“Al nostro Paese va riconosciuto certamente il primato normativo in materia di handicap - sostiene il dottor Giuseppe Di Mauro, Pediatra e Presidente della Società di Pediatria Preventiva e Sociale (SIPPS) - ma di fatto tra la norma e la pratica sussiste un gap temporale notevole e quando l’attuazione normativa si realizza formalmente, continuano ad esistere realtà che attestano difficoltà organizzative, sociali, istituzionali, pratiche che rendono talvolta vano o parzialmente tale il diritto all’istruzione e all’integrazione degli alunni diversamente abili in tutti gli aspetti della società”.
“Noi pediatri della SIPPS – prosegue Di Mauro – ribadiamo ancora una volta il diritto di ogni essere umano a ricevere accoglienza e cura in modo da vivere con dignità. Oltre al grande valore educativo che assumono anche per i bambini normodotati, l’inserimento e l’integrazione delle persone disabili nella società non possono prescindere dal loro diritto all’istruzione e alla formazione”.
Se in Italia è con la Riforma Gentile del 1923 che si introduce per la prima volta una disposizione normativa riguardante l’inserimento di bambini “portatori di deficit” nella scuola, è con la legge quadro 104/92 che si arriva finalmente ad affermare il diritto per tutti gli alunni in situazione di handicap (anche grave) a frequentare le classi comuni delle scuole di ogni ordine e grado (scuola materna, elementare, media e superiore).
In realtà la legge parla chiaro: la scuola non può rifiutare le iscrizioni neanche nel caso in cui esse siano superiori alla capacità ricettiva della scuola e se lo fa commette un illecito penale. Un aspetto fondamentale della legge 104 del 1992 è che per la prima volta si parla di integrazione e non soltanto di inserimento. Il bambino diversamente abile non è soltanto inserito fisicamente nella classe e nella scuola, ma è necessario che sia pienamente integrato nel gruppo dei suoi coetanei e della scuola stessa per essere reso partecipe di ogni attività, nel rispetto di quelle che sono le sue possibilità di interazione.
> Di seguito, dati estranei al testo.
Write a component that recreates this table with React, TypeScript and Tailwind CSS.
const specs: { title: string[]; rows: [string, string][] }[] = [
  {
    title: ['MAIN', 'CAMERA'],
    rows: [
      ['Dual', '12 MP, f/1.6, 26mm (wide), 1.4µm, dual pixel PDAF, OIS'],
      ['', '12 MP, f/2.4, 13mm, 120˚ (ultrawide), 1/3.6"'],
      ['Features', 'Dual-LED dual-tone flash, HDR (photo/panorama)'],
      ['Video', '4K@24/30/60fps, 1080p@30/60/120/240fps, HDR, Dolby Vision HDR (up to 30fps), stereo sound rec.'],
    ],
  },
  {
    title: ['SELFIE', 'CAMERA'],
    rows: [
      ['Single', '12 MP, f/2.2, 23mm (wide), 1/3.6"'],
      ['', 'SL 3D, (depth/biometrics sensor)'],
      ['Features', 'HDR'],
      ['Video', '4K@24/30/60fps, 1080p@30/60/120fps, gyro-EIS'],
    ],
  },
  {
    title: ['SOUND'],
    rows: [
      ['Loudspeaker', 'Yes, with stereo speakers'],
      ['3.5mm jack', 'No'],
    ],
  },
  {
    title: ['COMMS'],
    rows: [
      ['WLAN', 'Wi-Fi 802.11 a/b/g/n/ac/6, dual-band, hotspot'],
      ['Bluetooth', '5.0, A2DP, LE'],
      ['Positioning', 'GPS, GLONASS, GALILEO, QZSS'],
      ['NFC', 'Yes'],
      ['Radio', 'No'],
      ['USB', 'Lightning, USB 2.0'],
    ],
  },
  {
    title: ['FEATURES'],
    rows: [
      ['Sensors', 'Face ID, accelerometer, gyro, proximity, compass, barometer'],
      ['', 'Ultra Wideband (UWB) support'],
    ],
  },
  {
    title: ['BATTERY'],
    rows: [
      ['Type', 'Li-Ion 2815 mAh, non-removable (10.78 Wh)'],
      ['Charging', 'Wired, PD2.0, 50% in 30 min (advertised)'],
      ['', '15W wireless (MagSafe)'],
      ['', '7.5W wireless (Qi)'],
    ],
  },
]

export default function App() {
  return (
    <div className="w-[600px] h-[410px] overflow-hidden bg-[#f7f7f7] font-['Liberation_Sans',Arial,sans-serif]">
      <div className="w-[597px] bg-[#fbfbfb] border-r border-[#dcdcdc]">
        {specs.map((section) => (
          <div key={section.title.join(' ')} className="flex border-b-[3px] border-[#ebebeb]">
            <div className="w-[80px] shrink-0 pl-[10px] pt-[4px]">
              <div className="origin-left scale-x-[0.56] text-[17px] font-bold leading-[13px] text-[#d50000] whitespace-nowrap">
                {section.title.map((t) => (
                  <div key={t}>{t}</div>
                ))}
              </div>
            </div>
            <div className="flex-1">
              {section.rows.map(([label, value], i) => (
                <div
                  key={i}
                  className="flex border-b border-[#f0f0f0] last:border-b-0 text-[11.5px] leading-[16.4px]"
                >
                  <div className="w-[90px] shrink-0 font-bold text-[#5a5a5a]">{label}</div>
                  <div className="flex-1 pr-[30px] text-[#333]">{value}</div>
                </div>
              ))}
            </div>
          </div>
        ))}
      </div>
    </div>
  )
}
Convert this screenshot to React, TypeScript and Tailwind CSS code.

“E’ fondamentale - afferma Di Mauro – che i servizi scolastici siano programmati in accordo con quelli sanitari, socio-assistenziali, culturali, ricreativi e sportivi e che, più in generale, nelle scuole vengano rispettate alcune regole necessarie per il corretto sviluppo dei bambini diversamente abili:
- la scuola deve realizzare un’opera educativa e didattica che sia differenziata, individualizzata e personalizzata per tutti gli alunni;
- gli insegnanti dovrebbero sempre fare in modo che il bambino con handicap non si senta mai escluso dalla quotidianità della classe, vivendo a stretto contatto con i propri coetanei e partecipando attivamente alla vita scolastica, all’interno della classe e non fuori da questa;
- il bambino diversamente abile non dovrebbe essere seguito soltanto dall’insegnante di sostegno, ma tutti gli insegnanti dovrebbero interagire con lui, esattamente come fanno con gli altri bambini;
- la figura dell’insegnante di sostegno dovrebbe essere vista, all’interno della classe, come un’ulteriore risorsa a cui tutto il gruppo può attingere;
- nella scuola è necessaria anche la figura dello psico-pedagogista, che dovrebbe essere consultata e coinvolta dal team dei docenti e dalla famiglia del bambino, e poter entrare nel merito della quotidianità scolastica, condividendo, così, il suo percorso educativo e sociale.